On 13 July 1486 a yearly allowance of ten marks was granted to Dunthorn by the mayor and aldermen (ib. ix. fol. 114). This was doubtless in addition to the salary previously awarded to him, and in the following year an article was added to the oath of the recorder, common serjeant, common clerk, and under sheriffs, forbidding the receipt of any gift or reward beyond their lawful fees. Dunthorn continued to hold office until his death in 1489; he is said to have been the first town clerk who signed himself by his surname only, a practice which has continued to the present time.
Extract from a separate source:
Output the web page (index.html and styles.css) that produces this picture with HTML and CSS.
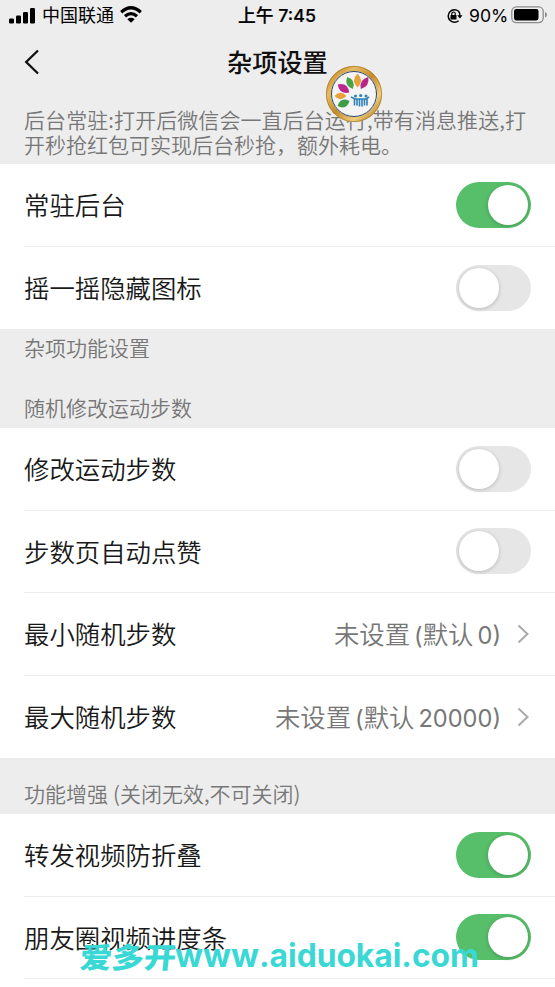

Dunthorn stood high in the esteem of his fellow-citizens; between 1469 and 1478 his name appears as trustee in no less than twelve deeds in the Hustings Rolls at the Guildhall, frequently associated with his son-in-law, William Newburgh. He also acted as executor to Roger Nicoll, William Haddon, and other citizens (Rolls of Parliament, vi. 110). He appears to have purchased an estate in Essex in 1473 (Pedes Finium, 12 Edw. IV, 64), and other property in the same county in 1486 (Close Roll, 2 Hen. VII, 56). He was buried in London (Payne Fisher, Cat. of Tombs, p. 23). Dunthorn's will, dated 18 Feb. 1489–1490 (Probate Reg. 34, Milles), was proved in P. C. C. 10 June 1490, and contains a bequest to the high altar of St. Alban, Wood Street, of which parish he was a parishioner. He leaves his houses and lands in London and Essex to his wife Elizabeth, and after her death equally between his two daughters, Joan (then unmarried and under age) and Letitia, the wife of William Newburgh (or Norbrough), grocer. Newburgh was a wealthy citizen of Allhallows Barking parish, and left many bequests for religious purposes and to the Grocers' Company. Dunthorn and he appointed each other mutually as executors, but Newburgh was the survivor, his will (Probate Reg. 2, Dogett) being proved 21 Nov. 1491.[City Records, Guildhall.]